- _What the task requires_:
Find the lines of data that contain the string "TypeScript", then list them.

--- Start of Exercise input ---

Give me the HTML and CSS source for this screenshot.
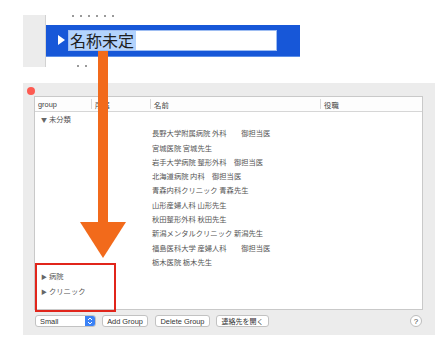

--- End of Exercise input ---
--- Start of Exercise input ---

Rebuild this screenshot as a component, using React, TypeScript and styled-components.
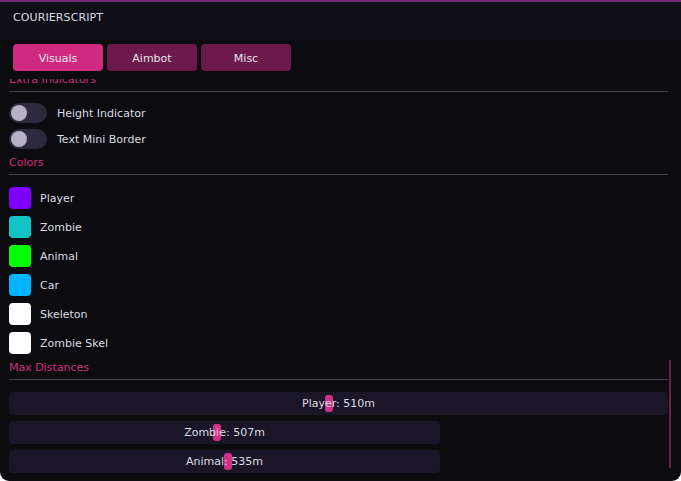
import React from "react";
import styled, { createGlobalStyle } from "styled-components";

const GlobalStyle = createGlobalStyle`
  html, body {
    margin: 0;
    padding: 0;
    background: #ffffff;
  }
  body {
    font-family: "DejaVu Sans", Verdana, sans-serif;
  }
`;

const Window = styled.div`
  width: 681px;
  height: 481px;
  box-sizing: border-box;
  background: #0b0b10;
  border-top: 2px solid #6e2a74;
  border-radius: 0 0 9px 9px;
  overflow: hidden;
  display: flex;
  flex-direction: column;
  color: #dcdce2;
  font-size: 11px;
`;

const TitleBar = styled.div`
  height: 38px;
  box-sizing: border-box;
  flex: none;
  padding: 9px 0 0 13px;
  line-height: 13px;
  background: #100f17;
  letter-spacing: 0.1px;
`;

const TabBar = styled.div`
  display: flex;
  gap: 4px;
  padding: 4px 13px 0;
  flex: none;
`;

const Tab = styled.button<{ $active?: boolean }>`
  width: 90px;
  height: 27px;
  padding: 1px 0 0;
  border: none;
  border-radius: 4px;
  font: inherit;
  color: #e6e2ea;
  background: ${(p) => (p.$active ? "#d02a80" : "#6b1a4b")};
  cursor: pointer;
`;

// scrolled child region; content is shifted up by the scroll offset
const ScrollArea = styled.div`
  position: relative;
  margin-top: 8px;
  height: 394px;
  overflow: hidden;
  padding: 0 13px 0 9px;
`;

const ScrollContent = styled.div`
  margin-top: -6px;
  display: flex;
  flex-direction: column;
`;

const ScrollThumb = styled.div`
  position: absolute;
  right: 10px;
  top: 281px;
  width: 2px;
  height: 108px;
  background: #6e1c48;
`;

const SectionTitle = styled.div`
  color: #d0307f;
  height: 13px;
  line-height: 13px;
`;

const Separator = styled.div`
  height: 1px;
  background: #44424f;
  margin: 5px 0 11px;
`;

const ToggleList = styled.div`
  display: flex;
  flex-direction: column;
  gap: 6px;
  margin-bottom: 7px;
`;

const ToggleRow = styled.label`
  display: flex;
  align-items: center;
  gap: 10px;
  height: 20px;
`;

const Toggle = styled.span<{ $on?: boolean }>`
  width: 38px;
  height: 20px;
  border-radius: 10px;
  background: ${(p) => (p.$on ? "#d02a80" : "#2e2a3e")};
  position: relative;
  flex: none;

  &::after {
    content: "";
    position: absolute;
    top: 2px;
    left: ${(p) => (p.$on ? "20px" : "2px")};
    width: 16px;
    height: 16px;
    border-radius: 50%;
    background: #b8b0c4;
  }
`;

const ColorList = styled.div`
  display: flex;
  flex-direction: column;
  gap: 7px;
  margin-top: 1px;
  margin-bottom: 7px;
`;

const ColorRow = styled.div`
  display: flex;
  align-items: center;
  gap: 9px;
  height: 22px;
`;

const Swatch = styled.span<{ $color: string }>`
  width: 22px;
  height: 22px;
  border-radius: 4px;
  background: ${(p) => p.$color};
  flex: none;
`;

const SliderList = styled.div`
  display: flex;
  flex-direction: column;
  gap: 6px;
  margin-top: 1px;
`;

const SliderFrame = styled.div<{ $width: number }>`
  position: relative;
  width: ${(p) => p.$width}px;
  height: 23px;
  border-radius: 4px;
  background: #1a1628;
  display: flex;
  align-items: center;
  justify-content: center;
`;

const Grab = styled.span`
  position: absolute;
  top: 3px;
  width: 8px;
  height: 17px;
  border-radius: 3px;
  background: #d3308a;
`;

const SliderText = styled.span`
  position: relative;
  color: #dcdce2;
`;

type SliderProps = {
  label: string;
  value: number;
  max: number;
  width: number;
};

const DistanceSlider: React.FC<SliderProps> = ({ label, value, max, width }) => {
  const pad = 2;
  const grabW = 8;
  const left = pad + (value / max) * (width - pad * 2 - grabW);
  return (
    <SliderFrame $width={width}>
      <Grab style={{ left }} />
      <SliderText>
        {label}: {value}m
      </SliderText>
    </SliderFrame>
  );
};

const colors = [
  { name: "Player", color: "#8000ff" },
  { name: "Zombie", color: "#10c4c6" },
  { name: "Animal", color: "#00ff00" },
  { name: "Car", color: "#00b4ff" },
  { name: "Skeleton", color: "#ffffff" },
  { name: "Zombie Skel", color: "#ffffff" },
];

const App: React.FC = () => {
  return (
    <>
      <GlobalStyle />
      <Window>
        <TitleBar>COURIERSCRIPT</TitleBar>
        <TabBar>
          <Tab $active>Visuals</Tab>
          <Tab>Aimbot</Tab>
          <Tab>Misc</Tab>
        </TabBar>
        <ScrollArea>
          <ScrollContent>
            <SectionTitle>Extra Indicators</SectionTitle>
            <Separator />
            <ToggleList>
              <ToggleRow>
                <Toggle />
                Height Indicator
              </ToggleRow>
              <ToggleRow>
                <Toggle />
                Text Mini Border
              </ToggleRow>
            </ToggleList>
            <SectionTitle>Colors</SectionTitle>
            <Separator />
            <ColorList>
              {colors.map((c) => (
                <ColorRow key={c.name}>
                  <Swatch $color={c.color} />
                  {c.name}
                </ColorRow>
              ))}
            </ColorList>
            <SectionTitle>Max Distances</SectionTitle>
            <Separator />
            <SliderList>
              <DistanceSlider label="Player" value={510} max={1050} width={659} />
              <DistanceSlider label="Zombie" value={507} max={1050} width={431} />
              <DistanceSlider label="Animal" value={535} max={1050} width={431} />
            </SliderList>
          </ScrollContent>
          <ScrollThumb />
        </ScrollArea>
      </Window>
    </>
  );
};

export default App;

--- End of Exercise input ---
--- Start of Exercise input ---

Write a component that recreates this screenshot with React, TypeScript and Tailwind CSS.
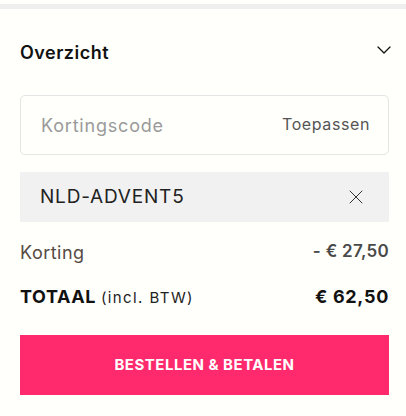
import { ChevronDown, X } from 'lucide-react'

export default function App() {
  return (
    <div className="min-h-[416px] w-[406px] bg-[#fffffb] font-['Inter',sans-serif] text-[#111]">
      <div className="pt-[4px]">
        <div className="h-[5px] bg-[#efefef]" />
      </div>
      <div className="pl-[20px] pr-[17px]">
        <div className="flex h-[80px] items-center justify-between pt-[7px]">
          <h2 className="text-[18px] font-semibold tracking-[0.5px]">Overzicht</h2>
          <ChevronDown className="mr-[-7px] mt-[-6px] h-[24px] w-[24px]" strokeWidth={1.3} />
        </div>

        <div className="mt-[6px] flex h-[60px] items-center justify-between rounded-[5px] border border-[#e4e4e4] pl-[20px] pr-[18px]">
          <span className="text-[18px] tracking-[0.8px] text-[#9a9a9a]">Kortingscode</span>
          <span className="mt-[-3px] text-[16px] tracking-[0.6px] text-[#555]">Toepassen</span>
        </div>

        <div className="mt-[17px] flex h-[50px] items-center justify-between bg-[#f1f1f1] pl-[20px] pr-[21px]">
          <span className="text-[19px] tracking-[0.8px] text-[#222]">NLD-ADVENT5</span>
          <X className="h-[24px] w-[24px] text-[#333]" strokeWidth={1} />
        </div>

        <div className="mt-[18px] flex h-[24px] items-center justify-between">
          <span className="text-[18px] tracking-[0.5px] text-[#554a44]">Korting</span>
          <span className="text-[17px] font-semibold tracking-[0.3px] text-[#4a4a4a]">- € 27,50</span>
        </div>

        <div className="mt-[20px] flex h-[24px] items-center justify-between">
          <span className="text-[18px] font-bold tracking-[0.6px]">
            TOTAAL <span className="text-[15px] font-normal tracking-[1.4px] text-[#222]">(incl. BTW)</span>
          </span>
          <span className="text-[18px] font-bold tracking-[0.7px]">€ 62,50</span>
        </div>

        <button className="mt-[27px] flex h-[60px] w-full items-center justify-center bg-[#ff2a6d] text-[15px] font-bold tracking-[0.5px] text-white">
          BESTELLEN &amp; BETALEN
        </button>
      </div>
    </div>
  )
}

--- End of Exercise input ---

- _Solution below_:
Rebuild this screenshot as a component, using React, TypeScript and styled-components.
Write a component that recreates this screenshot with React, TypeScript and Tailwind CSS.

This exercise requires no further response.